CVS Caremark agreed on Tuesday to pay a $20 million fine to settle the U.S. Securities and Exchange Commission (SEC) charges that it misled investors in 2009 about financial setbacks and used improper accounting methods for boosting its financial results, according to a SEC statement.

CVS Caremark will pay the fine to settle the charges with a “no admit or deny basis” agreement and is not required to restate its earnings for any reporting period, according to the company’s statement.

SEC charged CVS Caremark with misconduct from its activities during the last two quarters of 2009. SEC alleges that during a $1.5 billion bond offering in September 2009, CVS failed to disclose to investors that it had lost significant Medicare Part D and contract revenues in its pharmacy benefit management (PBM) business. When the company disclosed the information November 5, 2009, the stock price plunged 20% that day.

Also, on that same day during an investors’ conference call about earnings, SEC alleges that CVS continued to mislead investors, stating improvement in its PBM “retention rate,” when it had allegedly manipulated the calculation of that rate.

CVS also was charged with improper accounting of its acquisition of Longs Drugs, a drugstore chain, during that time period, overstating financial results for its retail pharmacy business.

“[CVS] failed to disclose the adjustments in its quarterly report filed on November 5,” according to SEC. “CVS improperly reduced the value of $189 million of personal property in the Longs stores down to $0, and then reversed $49 million of depreciation that had been taken on those assets since the acquisition.”

 

SEC states that undisclosed depreciation reversal led to higher third-quarter earnings, thus exceeding analysts’ expectations, at the same time the company announced its PBM business was down.

Laird Daniels, the CVS retail controller at the time, was charged by SEC with accounting violations in a related SEC proceeding. In an email by Daniels, he noted “the dramatic change in accounting turned the acquisition of Longs Drugs from a ‘bad guy’ to a ‘good guy’ in terms of purported profitability for CVS,” according to SEC.
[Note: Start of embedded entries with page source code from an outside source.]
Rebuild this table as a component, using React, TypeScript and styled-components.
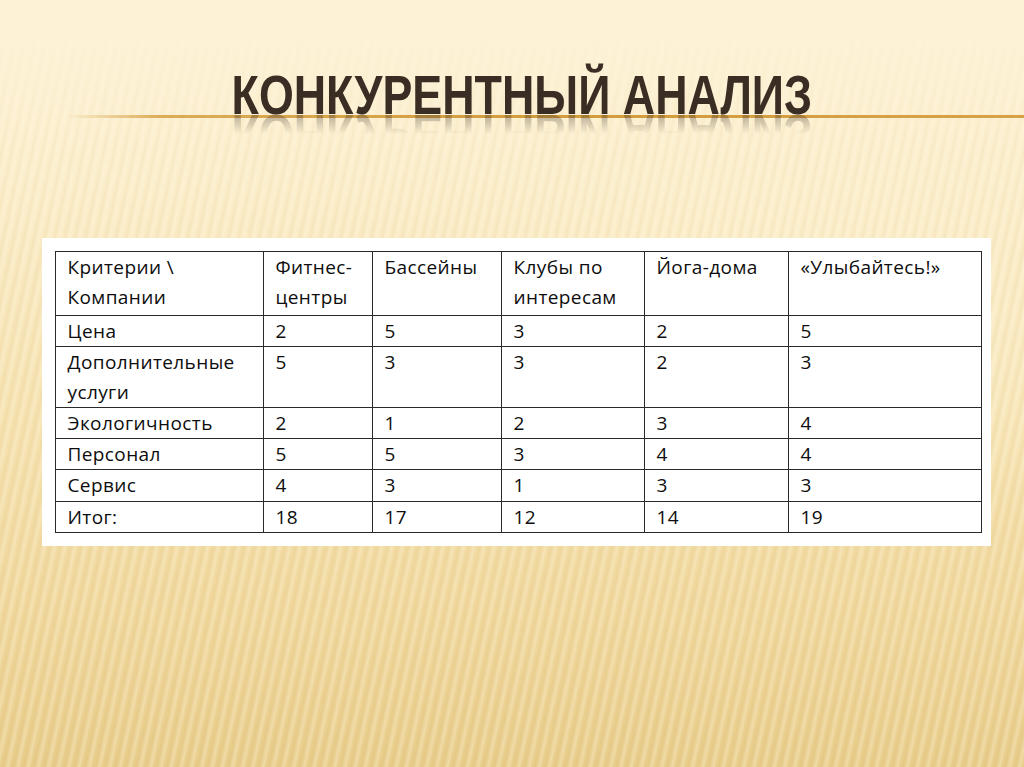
import React from "react";
import styled, { createGlobalStyle } from "styled-components";

const Global = createGlobalStyle`
  html, body { margin: 0; padding: 0; }
  body { width: 1024px; height: 767px; overflow: hidden; }
`;

const Slide = styled.div`
  position: relative;
  width: 1024px;
  height: 767px;
  overflow: hidden;
  background:
    repeating-linear-gradient(102deg, rgba(190,150,70,0) 0px, rgba(190,150,70,0.08) 3px, rgba(255,248,225,0.32) 7px, rgba(190,150,70,0) 10px),
    radial-gradient(ellipse 420px 200px at 820px 330px, rgba(255,244,215,0.55), rgba(255,244,215,0) 100%),
    linear-gradient(180deg, #fdf2d6 0%, #fbedc9 25%, #f6e2b0 55%, #f0d79c 80%, #e8cc8a 100%);
  display: flex;
  flex-direction: column;
  align-items: center;
`;

const Fade = styled.div`
  position: absolute;
  inset: 0;
  background: linear-gradient(180deg, rgba(253,242,214,1) 0%, rgba(253,242,214,0.9) 5%, rgba(253,242,214,0.2) 20%, rgba(253,242,214,0) 35%);
  pointer-events: none;
`;

const Header = styled.div`
  position: relative;
  width: 100%;
  height: 238px;
`;

const Rule = styled.div`
  position: absolute;
  left: 65px;
  right: 0;
  top: 115px;
  height: 3px;
  background: linear-gradient(90deg, rgba(214,160,64,0) 0%, rgba(214,160,64,0.85) 10%, #d39c3c 50%, #d7a247 100%);
`;

const TitleWrap = styled.div`
  position: absolute;
  left: 0;
  right: 0;
  top: 67px;
  display: flex;
  flex-direction: column;
  align-items: center;
  padding-left: 20px;
`;

const Title = styled.h1`
  margin: 0;
  font-family: "Liberation Sans", Arial, sans-serif;
  font-weight: bold;
  font-size: 56px;
  line-height: 56px;
  color: #3a2d23;
  transform: scaleX(0.8);
  white-space: nowrap;
  position: relative;
  z-index: 1;
`;

const Reflection = styled(Title)`
  transform: scaleX(0.8) scaleY(-1);
  margin-top: -17px;
  opacity: 0.55;
  -webkit-mask-image: linear-gradient(0deg, rgba(0,0,0,0.9) 0%, rgba(0,0,0,0) 50%);
  mask-image: linear-gradient(0deg, rgba(0,0,0,0.9) 0%, rgba(0,0,0,0) 50%);
  z-index: 0;
`;

const Panel = styled.div`
  position: relative;
  background: #ffffff;
  padding: 13px 9px 13px 13px;
  margin-left: 8px;
`;

const Table = styled.table`
  border-collapse: collapse;
  font-family: "Open Sans", "Noto Sans", sans-serif;
  font-size: 19px;
  letter-spacing: 0.4px;
  color: #0d0d0d;
`;

const Cell = styled.td<{ $w: number; $h: number }>`
  width: ${(p) => p.$w}px;
  height: ${(p) => p.$h}px;
  box-sizing: border-box;
  border: 1px solid #2a2a2a;
  padding: 0 6px 0 12px;
  vertical-align: top;
  line-height: 30px;
  text-align: left;
  white-space: nowrap;
`;

const widths = [208, 109, 129, 143, 144, 193];

const rows: { h: number; cells: React.ReactNode[] }[] = [
  { h: 64, cells: [<>Критерии \<br />Компании</>, <>Фитнес-<br />центры</>, "Бассейны", <>Клубы по<br />интересам</>, "Йога-дома", "«Улыбайтесь!»"] },
  { h: 30, cells: ["Цена", "2", "5", "3", "2", "5"] },
  { h: 60, cells: [<>Дополнительные<br />услуги</>, "5", "3", "3", "2", "3"] },
  { h: 31, cells: ["Экологичность", "2", "1", "2", "3", "4"] },
  { h: 31, cells: ["Персонал", "5", "5", "3", "4", "4"] },
  { h: 32, cells: ["Сервис", "4", "3", "1", "3", "3"] },
  { h: 30, cells: ["Итог:", "18", "17", "12", "14", "19"] },
];

export default function App() {
  return (
    <>
      <Global />
      <Slide>
        <Fade />
        <Header>
          <Rule />
          <TitleWrap>
            <Title>КОНКУРЕНТНЫЙ АНАЛИЗ</Title>
            <Reflection aria-hidden>КОНКУРЕНТНЫЙ АНАЛИЗ</Reflection>
          </TitleWrap>
        </Header>
        <Panel>
          <Table>
            <tbody>
              {rows.map((r, i) => (
                <tr key={i}>
                  {r.cells.map((c, j) => (
                    <Cell key={j} $w={widths[j]} $h={r.h}>
                      {c}
                    </Cell>
                  ))}
                </tr>
              ))}
            </tbody>
          </Table>
        </Panel>
      </Slide>
    </>
  );
}
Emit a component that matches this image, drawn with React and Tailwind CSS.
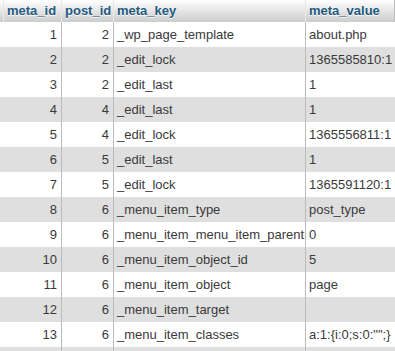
import React from "react";

const rows = [
  [1, 2, "_wp_page_template", "about.php"],
  [2, 2, "_edit_lock", "1365585810:1"],
  [3, 2, "_edit_last", "1"],
  [4, 4, "_edit_last", "1"],
  [5, 4, "_edit_lock", "1365556811:1"],
  [6, 5, "_edit_last", "1"],
  [7, 5, "_edit_lock", "1365591120:1"],
  [8, 6, "_menu_item_type", "post_type"],
  [9, 6, "_menu_item_menu_item_parent", "0"],
  [10, 6, "_menu_item_object_id", "5"],
  [11, 6, "_menu_item_object", "page"],
  [12, 6, "_menu_item_target", ""],
  [13, 6, "_menu_item_classes", 'a:1:{i:0;s:0:"";}'],
  ["", "", "", ""],
];

export default function App() {
  return (
    <div
      className="w-[395px] h-[351px] overflow-hidden bg-white text-[13px] text-[#3a3a3a]"
      style={{ fontFamily: '"Liberation Sans", Arial, sans-serif' }}
    >
      <div className="flex h-[22px] bg-gradient-to-b from-white to-[#cccccc] font-bold text-[#235a81] [text-shadow:0_1px_0_#fff]">
        <div className="w-[4px] border-r border-[#e8e8e8]" />
        <div className="w-[58px] border-r border-[#e8e8e8] flex items-center px-[3px]">meta_id</div>
        <div className="w-[52px] border-r border-[#e8e8e8] flex items-center px-[3px]">post_id</div>
        <div className="w-[192px] border-r border-[#e8e8e8] flex items-center px-[3px]">meta_key</div>
        <div className="flex-1 border-r border-[#bbbbbb] flex items-center px-[3px]">meta_value</div>
      </div>
      {rows.map((r, i) => (
        <div
          key={i}
          className={`flex h-[25px] ${i % 2 === 1 ? "bg-[#dfdfdf]" : "bg-white"}`}
        >
          <div className="w-[4px]" />
          <div className="w-[58px] border-r border-[#bbbbbb] flex items-center justify-end pr-[4px]">{r[0]}</div>
          <div className="w-[52px] border-r border-[#bbbbbb] flex items-center justify-end pr-[4px]">{r[1]}</div>
          <div className="w-[192px] border-r border-[#bbbbbb] flex items-center pl-[3px] whitespace-nowrap">{r[2]}</div>
          <div className="flex-1 flex items-center pl-[3px] whitespace-nowrap">{r[3]}</div>
        </div>
      ))}
    </div>
  );
}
Daniels, who assumed the position of CVS’ senior vice president for international operations and business development in May 2013, agreed to settle his SEC case by agreeing to pay a $75,000 fine and to not work as an accountant for at least a year for any entity regulated by the SEC.

“Without admitting or denying the allegations, Daniels agreed to the entry of a cease-and-desist order finding that he willfully violated Sections 17(a)(2) and (3) of the Securities Act of 1933 and Rule 13b2-1 under the Securities Exchange Act of 1934,” according to SEC.